Cost of risk right now is around 80 basis points, and it has been 80 basis points for many quarters now. Not justified by the negative formation, but let's just say we are using these calm quarters to also take some more conservative approach on particular exposure, increasing our coverage, securing also our capital. The guidance still holds for 1.2% for 2023. We will see. In Q2, again, things still look calm. It is an election quarter, not that this will implies anything in terms of asset quality, or we expect it to. Let's just say we will be able to see what will happen in 2023 after the Q2 result.
In the Q2 result, we will see whether the run rate stays at 80 basis points, and if so, how we deploy this benefit, this capital benefit of 2023 into further clean up or enhance CETone, or other initiatives. 2024 has pretty much the run rate that we're seeing right now between 80 and 90 basis points. As we are disclosing, 25 has certainty on the back of the de-risk balance sheet.
Perfect. Thank you.
The next question comes from the line of Gabor Kemeny with Autonomous Research. Please go ahead.
Good afternoon, congratulations on the results, and thanks for taking my questions. I've got two. The first one's just on capital. If I look at total capital and where you're guiding to at the end of the year, and also, how much capital you're accreting, I'm just interested to hear what the headwinds are in that flight path. If you could just explain what you think is to come to hit the year-end target, that would be interesting. Just on MREL, are you, could you just talk us through your thinking for transactions for this year? I know also that you've got a Tier two call in June 2024. Could we see anything in the Tier two market this year, or is that next year's problem? Interested to hear your thoughts. Thanks.
Right. In terms of capital, what you're basically asking, Dan, I think, is, you guys did a 60 basis points hike in one quarter, and you're telling us that, you're gonna build something above 30 basis points in the remainder three. What's going on? It's quite straightforward. It's quite straightforward. The organic capital, And the P&L will continue pretty much at the rate that we're seeing right now.
There is a little bit of a slump because of increased deposit costs in the last two quarters of the year, but more or less, one can assume that the numerator of the capital is going to be organically enhanced at the same pace. That being said, we, there's an RWA burden that will come from the expansion that will shave off, let's say, if the P&L contributes what we expected, of around 200 basis points, 50 basis points of that is gonna be growth, right? RWA consumption, which gets you to a 150 organic build.
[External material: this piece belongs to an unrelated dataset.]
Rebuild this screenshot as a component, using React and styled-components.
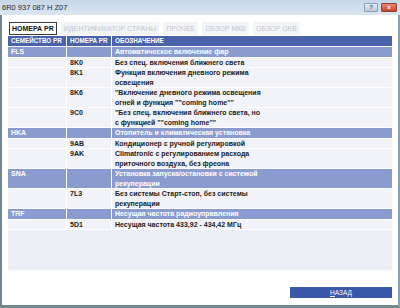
import React from 'react';
import styled, { createGlobalStyle } from 'styled-components';

const GlobalStyle = createGlobalStyle`
  html, body {
    margin: 0;
    padding: 0;
    background: #ffffff;
  }
  body {
    font-family: "Liberation Sans", Arial, sans-serif;
  }
`;

const Window = styled.div`
  width: 400px;
  height: 308px;
  display: flex;
  flex-direction: column;
  box-sizing: border-box;
  overflow: hidden;
`;

const TitleBar = styled.div`
  height: 15px;
  flex: none;
  display: flex;
  align-items: center;
  justify-content: space-between;
  padding: 0 3px 0 2px;
  background: linear-gradient(#c6d7e9, #dbe6f1);
  font-size: 7.5px;
  color: #1c2430;
`;

const TitleButtons = styled.div`
  display: flex;
  gap: 3px;
  align-items: center;
`;

const TitleButton = styled.div`
  width: ${(p) => (p.$close ? '14px' : '12px')};
  height: 7px;
  border-radius: 1px;
  background: ${(p) => (p.$close ? 'linear-gradient(#e78a74, #c8442e)' : 'linear-gradient(#e4ecf4, #bccbdc)')};
  border: 1px solid ${(p) => (p.$close ? '#9c3a2a' : '#8a9cb0')};
  color: ${(p) => (p.$close ? '#fff' : '#4a5a70')};
  font-size: 6px;
  font-weight: bold;
  line-height: 7px;
  text-align: center;
`;

const Body = styled.div`
  flex: 1;
  min-height: 0;
  display: flex;
  flex-direction: column;
  border-left: 2px solid #6f8790;
  border-right: 2px solid #8aa0ac;
  border-bottom: 3px solid #6f8790;
  padding: 7px 6px 0 6px;
  background: #ffffff;
`;

const Tabs = styled.div`
  display: flex;
  gap: 4px;
  height: 13px;
  flex: none;
  align-items: stretch;
  margin-left: 1px;
`;

const Tab = styled.div`
  display: flex;
  align-items: center;
  padding: 0 2px;
  font-size: 7px;
  font-weight: ${(p) => (p.$active ? 'bold' : 'normal')};
  color: ${(p) => (p.$active ? '#111' : '#c2c7cf')};
  background: ${(p) => (p.$active ? '#ffffff' : '#f3f4f7')};
  border: 1px solid ${(p) => (p.$active ? '#3a3a3a' : 'transparent')};
  white-space: nowrap;
`;

const Grid = styled.div`
  display: grid;
  grid-template-columns: 58px 44px 1fr;
  column-gap: 1px;
  row-gap: 1px;
  margin-top: 1px;
  background: #ffffff;
  font-size: 7px;
  font-weight: bold;
`;

const Cell = styled.div`
  padding: 0 3px;
  font-size: ${(p) => (p.$kind === 'head' ? '6.3px' : 'inherit')};
  background: ${(p) => (p.$kind === 'head' ? '#4863a9' : p.$kind === 'group' ? '#8a9bcf' : '#f2f3f8')};
  color: ${(p) => (p.$kind === 'data' ? '#1b1b1b' : '#ffffff')};
  line-height: ${(p) => (p.$kind === 'head' ? '10px' : '9.5px')};
  white-space: ${(p) => (p.$kind === 'head' ? 'nowrap' : 'pre-line')};
  overflow: hidden;
`;

const Row = styled.div`
  display: contents;
`;

const Empty = styled.div`
  grid-column: 1 / 4;
  height: 40px;
  background: #eceef6;
`;

const Footer = styled.div`
  display: flex;
  justify-content: flex-end;
  margin-top: 17px;
`;

const BackButton = styled.button`
  width: 102px;
  height: 11px;
  padding: 0;
  border: none;
  background: #3a58a8;
  color: #ffffff;
  font-family: "Liberation Sans", Arial, sans-serif;
  font-size: 6.5px;
  line-height: 11px;
  u {
    text-decoration: underline;
  }
`;

const rows = [
  { type: 'group', fam: 'FLS', text: 'Автоматическое включение фар' },
  { type: 'data', code: '8K0', text: 'Без спец. включения ближнего света' },
  { type: 'data', code: '8K1', text: 'Функция включения дневного режима\nосвещения' },
  { type: 'data', code: '8K6', text: '"Включение дневного режима освещения\nогней и функция ""coming home""' },
  { type: 'data', code: '9C0', text: '"Без спец. включения ближнего света, но\nс функцией ""coming home""' },
  { type: 'group', fam: 'HKA', text: 'Отопитель и климатическая установка' },
  { type: 'data', code: '9AB', text: 'Кондиционер с ручной регулировкой' },
  { type: 'data', code: '9AK', text: 'Climatronic с регулированием расхода\nприточного воздуха, без фреона' },
  { type: 'group', fam: 'SNA', text: 'Установка запуска/остановки с системой\nрекуперации' },
  { type: 'data', code: '7L3', text: 'Без системы Старт-стоп, без системы\nрекуперации' },
  { type: 'group', fam: 'TRF', text: 'Несущая частота радиоуправления' },
  { type: 'data', code: '5D1', text: 'Несущая частота 433,92 - 434,42 МГц' },
];

const tabs = ['НОМЕРА PR', 'ИДЕНТИФИКАТОР СТРАНЫ', 'ПРОЧЕЕ', 'ОБЗОР МКВ', 'ОБЗОР GKB'];

export default function App() {
  return (
    <>
      <GlobalStyle />
      <Window>
        <TitleBar>
          <span>6R0 937 087 H  Z07</span>
          <TitleButtons>
            <TitleButton>?</TitleButton>
            <TitleButton $close>x</TitleButton>
          </TitleButtons>
        </TitleBar>
        <Body>
          <Tabs>
            {tabs.map((t, i) => (
              <Tab key={t} $active={i === 0}>{t}</Tab>
            ))}
          </Tabs>
          <Grid>
            <Row>
              <Cell $kind="head">СЕМЕЙСТВО PR</Cell>
              <Cell $kind="head">НОМЕРА PR</Cell>
              <Cell $kind="head">ОБОЗНАЧЕНИЕ</Cell>
            </Row>
            {rows.map((r, i) =>
              r.type === 'group' ? (
                <Row key={i}>
                  <Cell $kind="group">{r.fam}</Cell>
                  <Cell $kind="group" />
                  <Cell $kind="group">{r.text}</Cell>
                </Row>
              ) : (
                <Row key={i}>
                  <Cell $kind="data" />
                  <Cell $kind="data">{r.code}</Cell>
                  <Cell $kind="data">{r.text}</Cell>
                </Row>
              )
            )}
            <Empty />
          </Grid>
          <Footer>
            <BackButton>
              <u>Н</u>АЗАД
            </BackButton>
          </Footer>
        </Body>
      </Window>
    </>
  );
}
We have one-offs of about 70 basis points that have to do with both voluntary exit programs that are planned for the continued FTE reduction of the bank, as well as some budgeted cleanup costs that have to do with further actions we are taking on the NPE front. The remainder I would say is for dividend and other capital deductions that we will be doing. I would say hence pretty much the reconciliation between the 12.2% and what we are saying to be above 12.5%. Obviously the model has a bigger number than 12.5%, we can currently, I would say, securely give this guidance. On MREL, yes there's a single transaction planned for the year. We're currently at 19.9%.
We were going after a target of 21.8% for the end of this year. The capital that we built with the plans that we've got right now, we're looking at a transaction up to EUR 500 million to happen at some point within the year at, I would say current level costs. That's what the NII assumes. On Tier two, we all know the pros and cons of action in the Tier two market, but yes, we can say that this is next year's activity.
Thank you very much.
The next question comes from the line of Gerster Corn Maximilian with Jefferies. Please go ahead.
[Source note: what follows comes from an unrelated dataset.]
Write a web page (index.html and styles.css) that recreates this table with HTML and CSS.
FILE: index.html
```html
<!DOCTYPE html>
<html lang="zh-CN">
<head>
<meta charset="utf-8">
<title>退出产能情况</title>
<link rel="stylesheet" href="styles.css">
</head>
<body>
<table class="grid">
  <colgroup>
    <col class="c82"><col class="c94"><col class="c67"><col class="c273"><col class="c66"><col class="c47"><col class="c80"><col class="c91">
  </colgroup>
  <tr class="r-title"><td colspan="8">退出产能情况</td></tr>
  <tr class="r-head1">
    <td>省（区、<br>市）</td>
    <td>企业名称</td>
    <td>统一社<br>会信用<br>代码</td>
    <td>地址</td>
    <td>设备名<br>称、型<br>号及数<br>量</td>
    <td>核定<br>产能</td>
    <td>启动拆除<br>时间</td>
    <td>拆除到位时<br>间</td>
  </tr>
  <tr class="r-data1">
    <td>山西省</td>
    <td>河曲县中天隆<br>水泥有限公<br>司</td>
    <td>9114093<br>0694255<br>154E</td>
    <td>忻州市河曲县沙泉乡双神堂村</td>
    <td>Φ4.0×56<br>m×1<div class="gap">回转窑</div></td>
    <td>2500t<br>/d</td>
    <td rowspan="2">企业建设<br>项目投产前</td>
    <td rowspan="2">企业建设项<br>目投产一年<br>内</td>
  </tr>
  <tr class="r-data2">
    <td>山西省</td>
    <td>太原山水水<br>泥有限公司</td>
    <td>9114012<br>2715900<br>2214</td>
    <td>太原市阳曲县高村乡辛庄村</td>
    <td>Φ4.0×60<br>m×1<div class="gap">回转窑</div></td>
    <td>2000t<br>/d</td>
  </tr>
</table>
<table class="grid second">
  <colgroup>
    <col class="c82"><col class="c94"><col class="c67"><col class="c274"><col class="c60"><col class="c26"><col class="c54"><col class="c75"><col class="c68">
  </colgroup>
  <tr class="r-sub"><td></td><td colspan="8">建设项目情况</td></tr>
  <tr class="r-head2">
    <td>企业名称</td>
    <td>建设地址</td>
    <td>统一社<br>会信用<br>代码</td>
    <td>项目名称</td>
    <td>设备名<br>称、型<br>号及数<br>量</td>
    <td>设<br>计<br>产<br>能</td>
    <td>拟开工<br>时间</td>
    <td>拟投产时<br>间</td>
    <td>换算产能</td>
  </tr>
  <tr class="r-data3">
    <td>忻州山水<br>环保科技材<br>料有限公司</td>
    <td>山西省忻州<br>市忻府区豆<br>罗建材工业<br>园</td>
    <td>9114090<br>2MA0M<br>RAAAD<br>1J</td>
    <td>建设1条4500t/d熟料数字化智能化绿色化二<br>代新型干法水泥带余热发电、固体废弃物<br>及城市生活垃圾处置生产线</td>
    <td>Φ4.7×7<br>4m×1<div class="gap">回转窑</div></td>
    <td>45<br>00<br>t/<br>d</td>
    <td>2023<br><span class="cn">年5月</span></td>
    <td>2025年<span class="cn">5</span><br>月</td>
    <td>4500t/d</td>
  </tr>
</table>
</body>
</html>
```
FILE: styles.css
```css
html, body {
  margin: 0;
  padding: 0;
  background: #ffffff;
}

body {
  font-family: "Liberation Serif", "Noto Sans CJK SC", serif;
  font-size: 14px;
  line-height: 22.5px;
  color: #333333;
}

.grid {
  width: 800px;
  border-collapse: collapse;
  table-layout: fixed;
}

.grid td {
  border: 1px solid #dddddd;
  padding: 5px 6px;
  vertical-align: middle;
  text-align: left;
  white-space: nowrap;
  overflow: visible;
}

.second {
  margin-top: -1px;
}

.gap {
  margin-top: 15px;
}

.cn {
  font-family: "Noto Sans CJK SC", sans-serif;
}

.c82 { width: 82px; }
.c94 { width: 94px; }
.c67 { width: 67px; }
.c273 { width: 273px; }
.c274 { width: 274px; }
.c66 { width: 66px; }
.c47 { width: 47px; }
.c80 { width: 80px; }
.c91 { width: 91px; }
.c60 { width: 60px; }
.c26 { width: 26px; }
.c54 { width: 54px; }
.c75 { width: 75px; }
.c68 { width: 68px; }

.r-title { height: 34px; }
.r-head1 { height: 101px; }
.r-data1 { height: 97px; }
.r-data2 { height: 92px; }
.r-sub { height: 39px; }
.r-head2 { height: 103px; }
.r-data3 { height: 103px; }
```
Two quick ones from me. One on capital. I think in your presentation you alluded to the possibility of an acceleration in the DTC amortization. Perhaps you could just give us a few more details on that one. My second question, you've said you've been proactive. There's been the freeze on the mortgage rates, that program. I was wondering if you could quantify that impact a little bit. Perhaps, just looking at a few back of the envelope calculations, it looks like the NII foregone at the June 2023 repricing could be looking something like a very high single-digit EUR million number, perhaps very low double-digit EUR number. Perhaps you could just give us a few more details on NII foregone because of those actions. Thank you.
Right. Starting with the impact of the mortgage cap, we have capped mortgages at the reference rate of the 31st of March minus 20 basis points. The entire book, well, the majority of the mortgage book of Eurobank is pricing at one-month Euribor. Just for you to understand, that basically means an effective 2.72 cap, while we were pricing at around 2.05 lately. There is a little bit of a lag time until we catch up to the cap. Obviously the one-month Euribor right now is higher than 2.72, so there is an impact from the cap already there.
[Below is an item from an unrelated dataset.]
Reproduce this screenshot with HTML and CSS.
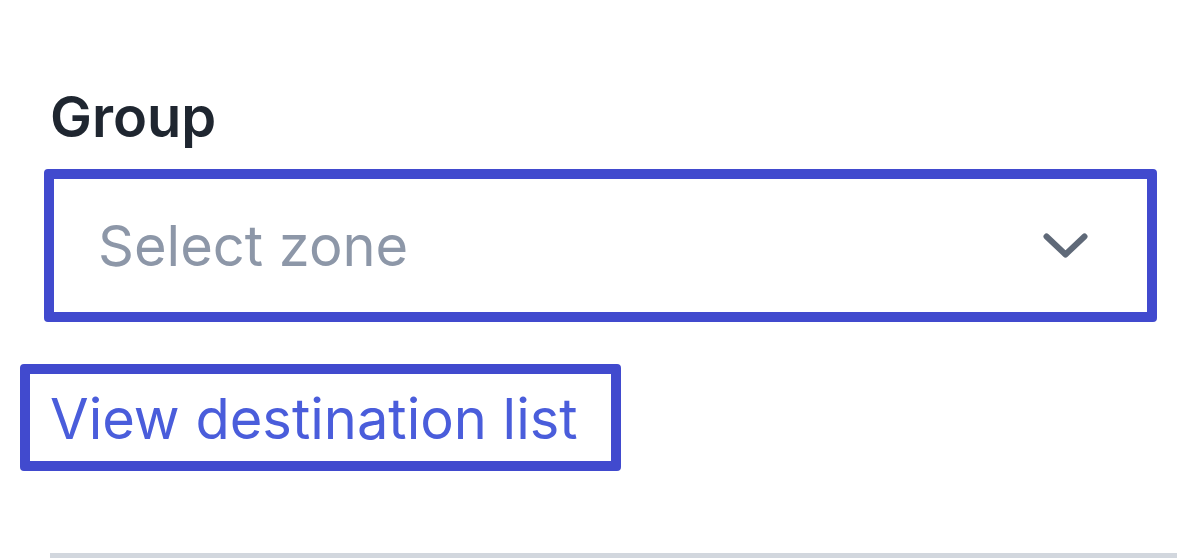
FILE: index.html
```html
<!DOCTYPE html>
<html lang="en">
<head>
<meta charset="utf-8">
<title>Group</title>
<link rel="stylesheet" href="styles.css">
</head>
<body>
<div class="field">
  <label class="label" for="zone">Group</label>
  <div class="select" id="zone" role="combobox" tabindex="0">
    <span class="placeholder">Select zone</span>
    <svg class="chevron" width="45" height="25" viewBox="0 0 45 25" aria-hidden="true">
      <path d="M3.5 3.5 L22.5 21.5 L41.5 3.5" fill="none" stroke="currentColor" stroke-width="6" stroke-linecap="round" stroke-linejoin="round"/>
    </svg>
  </div>
  <div class="link-row">
    <a class="link" href="#">View destination list</a>
  </div>
  <div class="divider"></div>
</div>
</body>
</html>
```
FILE: styles.css
```css
html, body {
  margin: 0;
  padding: 0;
  background: #ffffff;
}

body {
  font-family: Inter, "Noto Sans", "Liberation Sans", sans-serif;
  overflow: hidden;
}

.field {
  display: flex;
  flex-direction: column;
  align-items: flex-start;
  padding: 89px 0 0 50px;
}

.label {
  display: block;
  font-size: 56px;
  line-height: 56px;
  font-weight: 600;
  color: #1f2630;
}

.select {
  box-sizing: border-box;
  align-self: stretch;
  display: flex;
  align-items: center;
  justify-content: space-between;
  height: 153px;
  margin: 24px 20px 0 -6px;
  padding: 0 59px 0 44px;
  border: 10px solid #414ace;
  border-radius: 4px;
  background: #ffffff;
}

.placeholder {
  font-size: 56px;
  line-height: 56px;
  color: #8d97a8;
}

.chevron {
  color: #5f6978;
  display: block;
}

.link-row {
  margin: 42px 0 0 -30px;
}

.link {
  display: inline-block;
  box-sizing: border-box;
  width: 601px;
  height: 107px;
  padding: 4px 20px 0 20px;
  border: 10px solid #414ace;
  border-radius: 4px;
  font-size: 56px;
  line-height: 83px;
  color: #4a5ddb;
  text-decoration: none;
  white-space: nowrap;
}

.divider {
  align-self: stretch;
  height: 5px;
  margin-top: 82px;
  background: #d2d7de;
}
```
That is, we are quantifying this against our projected Euribor, not the current level, but the projected, which has a little bit of space to increase still of around EUR 15 million. That 15 is baked into our projection, our guidance on NII, and we can say that it is much lower to the potential upside that we are seeing from the evolution on the deposit front. On capital, yes, we have taken an approach where given the fact that the capital has massively recovered and continues to build very healthy buffers, to at least prudentially accelerate the DTC amortization beyond what the tax law would allow us to do.
Therefore we are now taking the approach where we're doing a linear amortization on a prudential front of something more than EUR 130 million for loans and another EUR 55 million on PSI, a total of around EUR 190 million in total. Let's just say whatever tax law would allow us to do, we're gonna do it in the P&L. If there's a residual charge to reach the EUR 190, we will be deducting from CET1. That way we can give a stable amortization profile on the DTC against CET1 with a target to reach a ratio of DTC over CET1 of 50% by the end of 2025.
All right. Excellent. Thank you.
Good.
As a reminder, if you would like to ask a question, please press star and one on your telephone. Once again, to register for a question, please press star and one on your telephone. As a final reminder, to register for a question, please press star and one on your telephone. Ladies and gentlemen, there are no further questions at this time. I will now turn the conference over to Mr. Megalou for any closing comments. Thank you.
Thank you all for participating in our first quarter 2023 results conference call. We look forward to discussing with you all physically or virtually during our investor outreach program. Have all a restful weekend and, for all the colleagues in the U.K., a great coronation weekend. Thank you very much.
Ladies and gentlemen, the conference is now concluded and you may disconnect your telephone. Thank you for calling and have a good afternoon.